It's easy to forget YouTube's early days, before the professional productions and multi-million dollar brands, but things used to be very different. There weren't any high tech algorithms or automated features. Google hadn't yet implemented the impressive speech recognition algorithms that now power many of its products, which meant you also wouldn't have captions or translations unless the video creator added them manually. However, YouTube introduced a Community Contributions system to allow viewers to do some of this work for the creators. After many years of diminishing usage and a rising tide of complaints about abuse and spam, YouTube has decided to shut off Community Contributions.

If you've ever gone poking around YouTube and found the overflow menu with an "Add translations" option, you almost accidentally stumbled into the Community Contributions interface — let's be honest, you didn't (purposefully) open it.

For those that did contribute custom captions and translations, the interface below will look familiar. There were simple tools for selecting timecodes and adding text. Once the work was done, it could be submitted to the channel owner for review, and they could choose to accept or reject it. And in some cases, if enough community members reviewed the submissions, they could potentially be published automatically.

Community Contributions may have originally been enabled for channels automatically, but it has been opt-in for a long time.

While the system garnered some praise in the past, YouTube says that only 0.001% of channels actually published any submitted captions in the last month, and of that, it only covered 0.2% of their watch time. Meanwhile, there have been regular complaints about low quality and spammy submissions through the Community Contributions system, turning it into more of a hassle than it's worth.
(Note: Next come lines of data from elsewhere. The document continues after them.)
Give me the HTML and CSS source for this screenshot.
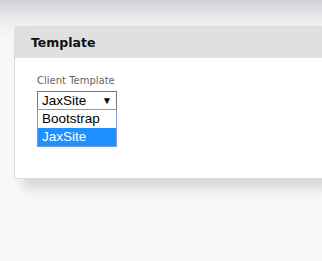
FILE: index.html
```html
<!DOCTYPE html>
<html lang="en">
<head>
  <meta charset="UTF-8">
  <title>Template</title>
  <link rel="stylesheet" href="styles.css">
</head>
<body>
  <div class="page">
    <div class="panel">
      <div class="panel-head">Template</div>
      <div class="panel-body">
        <label class="field-label">Client Template</label>
        <div class="select-wrap">
          <div class="select-box">
            <span>JaxSite</span>
            <span class="arrow">&#9660;</span>
          </div>
          <ul class="select-list">
            <li>Bootstrap</li>
            <li class="selected">JaxSite</li>
          </ul>
        </div>
      </div>
    </div>
  </div>
</body>
</html>
```

FILE: styles.css
```css
html, body {
  margin: 0;
  height: 100%;
}

body {
  background: linear-gradient(#d0d0d5 0, #e4e4e7 14px, #f1f1f1 26px, #f8f8f8 40px) no-repeat, #f8f8f8;
  overflow: hidden;
}

.page {
  padding: 26px 0 0 14px;
}

.panel {
  background: #fff;
  border: 1px solid #dcdcdc;
  border-right: none;
  border-radius: 3px 0 0 3px;
  box-shadow: 8px 10px 12px rgba(0, 0, 0, 0.13);
}

.panel-head {
  background: #e0e0e0;
  height: 31px;
  line-height: 32px;
  padding-left: 16px;
  font-family: "DejaVu Sans", Verdana, sans-serif;
  font-weight: bold;
  font-size: 12.5px;
  color: #111;
}

.panel-body {
  padding: 17px 0 0 22px;
  height: 103px;
}

.field-label {
  display: block;
  font-family: "DejaVu Sans", Verdana, sans-serif;
  font-size: 10px;
  color: #666;
  margin-bottom: 5px;
}

.select-wrap {
  position: relative;
  width: 80px;
}

.select-box {
  box-sizing: border-box;
  height: 19px;
  border: 1px solid #777;
  display: flex;
  justify-content: space-between;
  align-items: center;
  padding: 0 4px 0 4px;
  font-family: "Liberation Sans", Arial, sans-serif;
  font-size: 13.5px;
  color: #000;
}

.arrow {
  font-size: 10px;
}

.select-list {
  position: absolute;
  top: 18px;
  left: 0;
  width: 80px;
  box-sizing: border-box;
  margin: 0;
  padding: 0;
  list-style: none;
  border: 1px solid #7a9cd3;
  background: #fff;
  font-family: "Liberation Sans", Arial, sans-serif;
  font-size: 13.5px;
}

.select-list li {
  height: 18px;
  line-height: 18px;
  padding-left: 4px;
}

.select-list .selected {
  background: #1e90ff;
  color: #fff;
}
```
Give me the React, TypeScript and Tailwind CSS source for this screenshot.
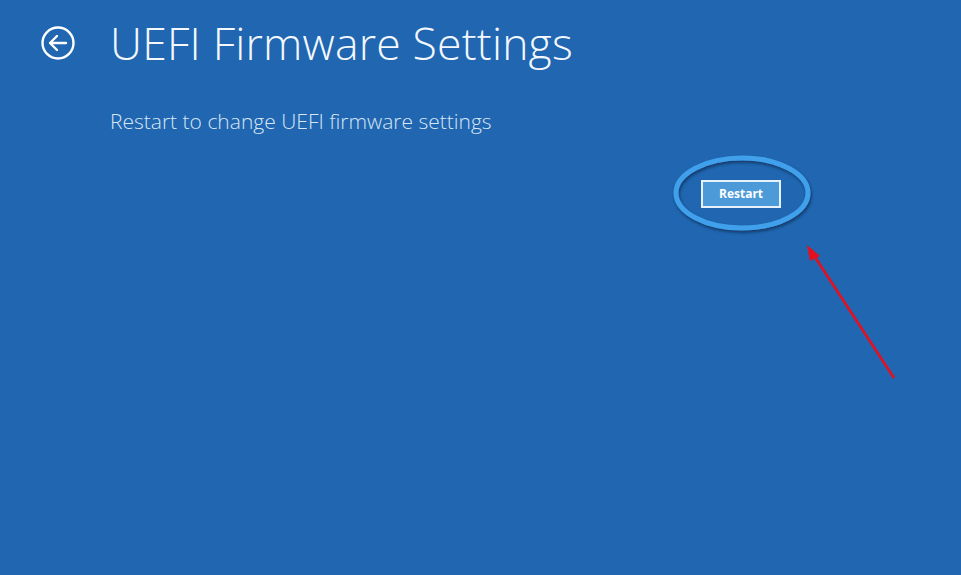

YouTube plans to shut down the Community Contributions system after September 28, 2020. Channel owners have until then to accept pending submissions. Nothing will happen to submissions that have already been accepted, and the existing tools for captions will remain as they are today — these include automatically generated captions and translations provided by Google, and of course the manual option for channel owners.

Channels that do regularly use Community Contributions (accepted on 3+ videos in the last 60 days) will receive a 6-month subscription to Amara.org for free, and YouTube has worked out special offers with some other translation services.

It appears this is one of those features that has largely outlived its usefulness, even if a small number of channels still published submissions. Perhaps I've been spoiled as an English speaker, but it seems like YouTube's automatically generated captions are usually good enough.